Antonio, entre el Este y el Oeste
Como casi todos los años, María Rosa y su Ballet Español han vuelto a Madrid, esta vez con Antonio como director artístico y coreógrafo de la compañía.La incorporación del que fue tan gran bailarín -y que dirigió durante unos años el Ballet Nacional Español- supone sin duda un esfuerzo por parte de María Rosa de infundir calidad y orientación a su compañía, una de las pocas que sobreviven en las arenas movedizas del ballet español, género que con demasiada frecuencia significa hacer cualquier cosa en un escenario siempre que sea sobre música española.
El programa presentado por María Rosa y su Ballet Español fue el siguiente: Allegro de Concierto (Antonio / Granados); Almería (Antonio / Albéniz); Paso a cuatro (Antonio / Sorozábal); Zapateado (Antonio); Benamor (Victoria Eugenia / Luna); Aragón (Azorín / Ruiz de Luna); El rocío (Antonio / Turina y popular).
María Rosa y su Ballet Español
Primeros bailarines: Maribel Martín y Carlos Vilán. Guitarra: Antonio Amaya. Cantaor: Antonio Barbate. Dirección artística, coreografía y luminotecnia: Antonio. Madrid, teatro Albéniz. Miércoles 23 de diciembre de 1987.
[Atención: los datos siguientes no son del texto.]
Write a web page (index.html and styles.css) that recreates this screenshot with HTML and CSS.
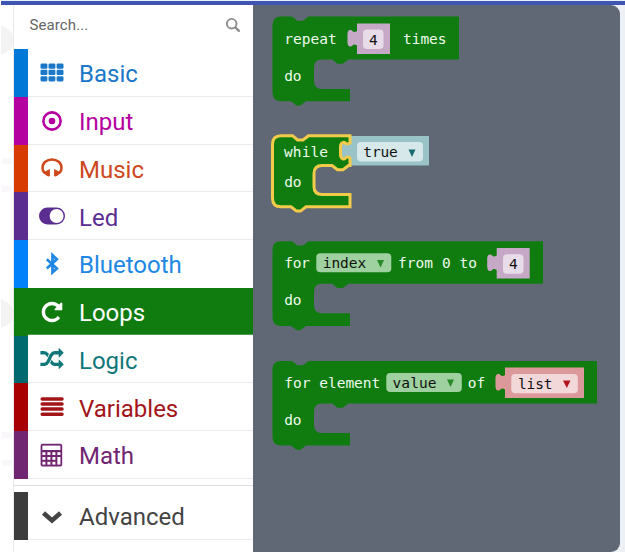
FILE: index.html
```html
<!DOCTYPE html>
<html lang="en">
<head>
<meta charset="utf-8">
<title>Blocks editor</title>
<link rel="stylesheet" href="styles.css">
</head>
<body>
<div class="topbar"></div>
<main class="editor">
  <div class="gutter">
    <svg width="14" height="547" viewBox="0 5 14 547"><path d="M1 25l8 5q4 3 4 7v6q0 5-4 8l-8 4zM1 299l8 5q4 3 4 7v5q0 5-4 8l-8 4z" fill="#f3f3f4"/><path d="M2 161h10M2 189h10M2 435h10M2 463h10" stroke="#f9f7f9" stroke-width="6"/></svg>
  </div>
  <nav class="toolbox">
    <div class="search"><span>Search...</span>
      <svg width="16" height="16" viewBox="0 0 16 16"><circle cx="6.7" cy="6.7" r="4.800" fill="none" stroke="#8d8d8d" stroke-width="1.9"/><path d="M10.4 10.4l3.500 3.500" stroke="#8d8d8d" stroke-width="2.3" stroke-linecap="round"/></svg>
    </div>
    <div class="row basic"><svg class="icon" viewBox="0 0 24 24"><g fill="currentColor"><rect x=".5" y="2.5" width="6.9" height="5.2" rx="1.3"/><rect x="8.5" y="2.5" width="6.9" height="5.2" rx="1.3"/><rect x="16.600" y="2.5" width="6.9" height="5.2" rx="1.3"/><rect x=".5" y="8.800" width="6.9" height="5.2" rx="1.3"/><rect x="8.5" y="8.800" width="6.9" height="5.2" rx="1.3"/><rect x="16.600" y="8.800" width="6.9" height="5.2" rx="1.3"/><rect x=".5" y="15.2" width="6.9" height="5.2" rx="1.3"/><rect x="8.5" y="15.2" width="6.9" height="5.2" rx="1.3"/><rect x="16.600" y="15.2" width="6.9" height="5.2" rx="1.3"/></g></svg><span>Basic</span></div>
    <div class="row input"><svg class="icon" viewBox="0 0 24 24"><circle cx="12" cy="12" r="8.6" fill="none" stroke="currentColor" stroke-width="2.6"/><circle cx="12" cy="12" r="3.3" fill="currentColor"/></svg><span>Input</span></div>
    <div class="row music"><svg class="icon" viewBox="0 0 24 24"><path d="M4.300 16.500Q2.500 14.700 2.500 11.800C2.500 6.700 6.800 3.500 12 3.500s9.500 3.200 9.500 8.300q0 2.900-1.800 4.700" fill="none" stroke="currentColor" stroke-width="2.500"/><path d="M9.900 12.900v7.200q-1.200.7-3.100-.3L2.600 16.700zM14.100 12.900v7.200q1.200.7 3.100-.3l4.200-3.100z" fill="currentColor"/></svg><span>Music</span></div>
    <div class="row led"><svg class="icon wide" viewBox="0 0 28 24"><rect x="1" y="3.500" width="26" height="17" rx="8.500" fill="currentColor"/><circle cx="18.600" cy="12" r="7" fill="#fff"/></svg><span>Led</span></div>
    <div class="row bluetooth"><svg class="icon" viewBox="0 0 24 24"><path d="M6.800 7.200l10 9.200-4.300 4V3.200l4.300 4-10 9.200" fill="none" stroke="currentColor" stroke-width="2.700"/></svg><span>Bluetooth</span></div>
    <div class="row loops"><svg class="icon" viewBox="0 0 1792 1792"><path fill="currentColor" d="M1664 256v448q0 26-19 45t-45 19h-448q-42 0-59-40-17-39 14-69l138-138Q1097 384 896 384q-104 0-198.500 40.500t-163.500 109.500-109.500 163.500-40.500 198.500 40.500 198.500 109.500 163.500 163.500 109.500 198.500 40.500q119 0 225-52t179-147q7-10 23-12 15 0 25 9l137 138q9 8 9.500 20.500t-7.500 22.500q-109 132-264 204.500t-327 72.500q-156 0-298-61t-245-164-164-245-61-298 61-298 164-245 245-164 298-61q147 0 284.500 55.500t244.500 156.500l130-129q29-31 70-14 39 17 39 59z"/></svg><span>Loops</span></div>
    <div class="row logic"><svg class="icon" viewBox="-30 -60 1852 1852"><path fill="currentColor" d="M666 481q-60 92-137 273-22-45-37-72.500t-40.500-63.500-51-56.500-63-35-81.500-14.500h-224q-14 0-23-9t-9-23v-192q0-14 9-23t23-9h224q250 0 410 225zm1126 799q0 14-9 23l-320 320q-9 9-23 9-13 0-22.500-9.500t-9.500-22.500v-192q-32 0-85 .5t-81 1-73-1-71-5-64-10.500-63-18.500-58-28.500-59-40-55-53.500-56-69.500q59-93 136-273 22 45 37 72.500t40.500 63.500 51 56.500 63 35 81.500 14.500h256v-192q0-14 9-23t23-9q12 0 24 10l319 319q9 9 9 23zm0-896q0 14-9 23l-320 320q-9 9-23 9-13 0-22.500-9.500t-9.500-22.500v-192h-256q-48 0-87 15t-69 45-51 61.500-45 77.500q-32 62-78 171-29 66-49.500 111t-54 105-64 100-74 83-90 68.500-106.500 42-128 16.500h-224q-14 0-23-9t-9-23v-192q0-14 9-23t23-9h224q48 0 87-15t69-45 51-61.500 45-77.500q32-62 78-171 29-66 49.500-111t54-105 64-100 74-83 90-68.500 106.500-42 128-16.500h256v-192q0-14 9-23t23-9q12 0 24 10l319 319q9 9 9 23z"/></svg><span>Logic</span></div>
    <div class="row variables"><svg class="icon" viewBox="0 0 24 24"><path d="M2.200 3.900h19.800M2.200 9h19.800M2.200 14.100h19.800M2.200 19.200h19.800" stroke="currentColor" stroke-width="3.500" stroke-linecap="round"/></svg><span>Variables</span></div>
    <div class="row math"><svg class="icon" viewBox="0 0 24 24"><rect x=".6" y=".8" width="21.600" height="22.600" rx="2" fill="currentColor"/><g fill="#fff"><rect x="2.400" y="2.600" width="18" height="4.400"/><rect x="2.400" y="9.200" width="3" height="2.800"/><rect x="7.400" y="9.200" width="3" height="2.800"/><rect x="12.400" y="9.200" width="3" height="2.800"/><rect x="17.400" y="9.200" width="3" height="2.800"/><rect x="2.400" y="14" width="3" height="2.800"/><rect x="7.400" y="14" width="3" height="2.800"/><rect x="12.400" y="14" width="3" height="2.800"/><rect x="17.400" y="14" width="3" height="7.600"/><rect x="2.400" y="18.800" width="3" height="2.800"/><rect x="7.400" y="18.800" width="3" height="2.800"/><rect x="12.400" y="18.800" width="3" height="2.800"/></g></svg><span>Math</span></div>
    <div class="divider"></div>
    <div class="row advanced"><svg class="icon" viewBox="0 0 24 24"><path d="M3.500 9l8.500 7.400L20.500 9" fill="none" stroke="currentColor" stroke-width="4.600"/></svg><span>Advanced</span></div>
  </nav>
  <section class="flyout">
    <svg class="slice" width="367" height="120" viewBox="253 5 367 120">
      <path class="loop" d="M281 16.500H292l5.500 4.300h5.500l5.500-4.300H459V59.500H348.500l-5.500 4.300h-5.500l-5.500-4.300H322q-8 0-8 8V81q0 8 8 8H350V101.300H306l-5.500 4.300h-4l-5.500-4.300H281q-8.500 0-8.500-8.500V25q0-8.500 8.500-8.500z"/>
      <path class="num" d="M357 23.500H390V54H357V45.500C352.500 42.500 353 47 350 46.500 347 46 347.500 42 347.500 38S347 30.500 350 30c3-.5 2.500 4 7 1z"/>
      <rect class="numfield" x="363" y="29.500" width="20.500" height="19.500" rx="4"/>
      <text x="284.300" y="43.700" textLength="52.500">repeat</text><text class="dark" x="369" y="45">4</text><text x="403" y="43.700" textLength="43.500">times</text><text x="284.300" y="81" textLength="17.300">do</text>
    </svg>
    <svg class="slice" width="367" height="105" viewBox="253 125 367 105">
      <path class="bool" d="M350 136H429V165.500H350V158C345 155 346 160 343 159c-3-1-2.500-4-2.500-8S340 143.500 343 142.500c3-1 2 4 7 1z"/>
      <path class="loop selected" d="M281 135.700H292.500l5 4.300h5.500l5.500-4.300H350V143C345 146 346 141.500 343 142.500c-3 1-2.500 4-2.500 8s-.5 7.500 2.500 8.500c3 1 2-4 7-1V165.500H348.500l-5.500 4.300h-5.500l-5.500-4.300H322q-8 0-8 8V186.500q0 8 8 8H350V206.800H306l-5.500 4.300h-4l-5.500-4.300H281q-8.500 0-8.500-8.500V144.200q0-8.500 8.500-8.500z"/>
      <rect class="boolfield" x="357" y="142" width="66" height="19.500" rx="4"/>
      <text x="284" y="157.300" textLength="44">while</text><text class="dark" x="363.300" y="157.300" textLength="34.500">true</text><path d="M408.500 149.500h7l-3.500 7.500z" fill="#176b70"/><text x="284.300" y="187.300" textLength="17.300">do</text>
    </svg>
    <svg class="slice" width="367" height="120" viewBox="253 230 367 120">
      <path class="loop" d="M281 241.200H292l5.500 4.300h5.500l5.500-4.300H543V283.700H348.500l-5.500 4.300h-5.500l-5.500-4.300H322q-8 0-8 8V305.300q0 8 8 8H350V326H306l-5.500 4.300h-4l-5.500-4.300H281q-8.500 0-8.500-8.500V249.700q0-8.500 8.500-8.500z"/>
      <rect class="loopfield" x="316.300" y="253.300" width="75" height="19" rx="4"/>
      <path class="num" transform="translate(139.700 224.500)" d="M357 23.500H390V54H357V45.500C352.500 42.500 353 47 350 46.500 347 46 347.500 42 347.500 38S347 30.500 350 30c3-.5 2.500 4 7 1z"/>
      <rect class="numfield" x="503" y="254.300" width="20.500" height="19.500" rx="4"/>
      <text x="284.300" y="268.300" textLength="25.500">for</text><text class="dark" x="322.700" y="268.300" textLength="43.500">index</text><path d="M377 260h7l-3.500 7.500z" fill="#278a27"/><text x="398" y="268.300" textLength="79">from 0 to</text><text class="dark" x="509" y="269.400">4</text><text x="284.300" y="305.400" textLength="17.300">do</text>
    </svg>
    <svg class="slice" width="367" height="202" viewBox="253 350 367 202">
      <path class="loop" d="M281 361H292l5.500 4.300h5.500l5.500-4.300H597V403.500H348.500l-5.500 4.300h-5.500l-5.500-4.300H322q-8 0-8 8V425q0 8 8 8H350V445.500H306l-5.500 4.300h-4l-5.500-4.300H281q-8.500 0-8.500-8.500V369.500q0-8.500 8.500-8.500z"/>
      <rect class="loopfield" x="386.300" y="373" width="75.500" height="19" rx="4"/>
      <path class="var" d="M505 367.500H584V398H505V389.500C500.500 386.500 501 391 498 390.500 495 390 495.500 386 495.500 382S495 374.500 498 374c3-.5 2.500 4 7 1z"/>
      <rect class="varfield" x="511.300" y="374" width="66.500" height="19.300" rx="4"/>
      <text x="284.300" y="388" textLength="96">for element</text><text class="dark" x="392.500" y="388" textLength="44">value</text><path d="M447 379.500h7l-3.500 7.500z" fill="#278a27"/><text x="467.800" y="388" textLength="17.500">of</text><text class="dark" x="518" y="388.800" textLength="34.500">list</text><path d="M563 380.500h7.500l-3.700 7.500z" fill="#b31419"/><text x="284.300" y="425" textLength="17.300">do</text>
    </svg>
  </section>
</main>
</body>
</html>
```
FILE: styles.css
```css
* { box-sizing: border-box; }
body { margin: 0; width: 625px; height: 552px; overflow: hidden; background: #fff; font-family: Roboto, "Liberation Sans", sans-serif; }
.topbar { height: 5px; margin-left: 1px; border-top: 1px solid #e6f0fa; background: #4054b2; }
.editor { display: flex; height: 547px; background: linear-gradient(90deg, #fff 50%, #edf1f6 50%); }
.gutter { width: 14px; border-right: 1px solid #e9e9ea; background: #fff; }
.gutter svg { display: block; }
.toolbox { width: 239px; background: #fff; }
.search { display: flex; align-items: center; justify-content: space-between; height: 44px; padding: 0 12.500px 5px 15.500px; font-size: 15px; letter-spacing: .1px; color: #666; }
.row { display: flex; align-items: center; height: 47.75px; border-left: 14.500px solid var(--c); color: var(--c); font-size: 24px; background: linear-gradient(#ebebed, #ebebed) bottom / 100% 1px no-repeat; }
.icon { width: 24px; height: 24px; margin: 0 15.500px 0 11.500px; flex: none; }
.icon.wide { width: 28px; margin: 0 13.500px 0 9.500px; }
.row span { position: relative; top: 1.500px; }
.basic { --c: #0078d7; color: #1b78c8; }
.input { --c: #b4009e; }
.music { --c: #d83b01; color: #cd481d; }
.led { --c: #5c2d91; }
.bluetooth { --c: #0082fb; color: #2187e4; background: none; }
.loops { --c: #107c10; background: linear-gradient(#107c10, #107c10) top / 100% 46.750px no-repeat; color: #fff; }
.logic { --c: #006970; color: #10777a; }
.variables { --c: #a80000; color: #a31419; }
.math { --c: #712672; }
.divider { height: 13px; background: linear-gradient(#dedee0, #dedee0) 0 6px / 100% 1px no-repeat; }
.advanced { --c: #3c3c3c; color: #444; }
.flyout { width: 367px; height: 546.500px; overflow: hidden; border-radius: 0 9px 9px 0; background: #616875; }
.slice { display: block; }
.slice text { font-family: "DejaVu Sans Mono", "Liberation Mono", monospace; font-size: 14.500px; fill: #eefaec; }
.slice text.dark { fill: #111; }
.loop { fill: #107c10; }
.selected { stroke: #f2cb4a; stroke-width: 3; }
.num { fill: #c6a8c7; }
.numfield { fill: #e8dce9; }
.bool { fill: #99c3c6; }
.boolfield { fill: #d6e8e9; }
.loopfield { fill: #9fd09f; }
.var { fill: #dc999c; }
.varfield { fill: #f3d8da; }
```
En la primera parte del programa Antonio ha arreglado algunos números para la compañía, entre los que destaca un Paso a cuatro de escuela bolera que, no obstante los excesos de técnica posterior que contiene, consigue mostrar algo de la vivacidad, la gracia antigua y la pequeña batería alada propias de esa escuela desgraciadamente en vías de extinción.
La segunda parte del programa está totalmente consagrada a un ambicioso nuevo ballet de Antonio, El rocío (según se dice en el programa, "ballet inspirado en la leyenda de la famosa romería andaluza a través de las distintas épocas"), que, además de la música de Turina, guitarra flamenca y cante enlatado, utiliza diapositivas y un texto no atribuido en la voz de Jesús Quintero.
Decadencia
El rocío es una ilustración palpable del avanzado estado de decadencia en que se encuentra el antes mencionado género de ballet español. Hay pastores y pastoras esforzándose por bailar ballet, chicos guapos con pañuelo a la cabeza tratando de taconear flamenco, un grand jetté por aquí, una sevillana desvaída por allá, todo aderezado por continuos y agotadores cambios de trajes, braceo persistente, entradas y salidas de María Rosa y proyección de diapositivas y voz en off contando lo de la Blanca Paloma.Antonio, cuyo mayor mérito como coreógrafo es haber aprendido a manejar grupos y moverlos por el escenario -en un estilo peculiar, que en sus mejores momentos parece estar a mitad de camino entre los Moiseev yla comedia musical americana- llega a aburrir cuando, por afán de meter clásico, decide romper la expresión y los ritmos españoles, logrando así descafeinar y dejar desprovisto de color todo el baile.
Pero en los números puramente flamencos no consigue tampoco levantar el ánimo, quizá porque se apoye demasiado en el recuerdo de sus propias -y extraordinarias- cualidades como intérprete, que, impostadas en los demás, se convierten en simple amaneramiento. Lo mejor sigue siendo, corno en años anteriores, la Jota del valle de Ansó y la de Zaragoza, que, montadas por Pedro Azorín, cierran la primera parte.
El público, que venía dispuesto a aplaudir lo de siempre, sin plantear exigencias, se fue enfriando conforme. avanzaba El rocío, tributando al final aplausos educados -y, sin duda, merecidos- al esfuerzo de los intérpretes.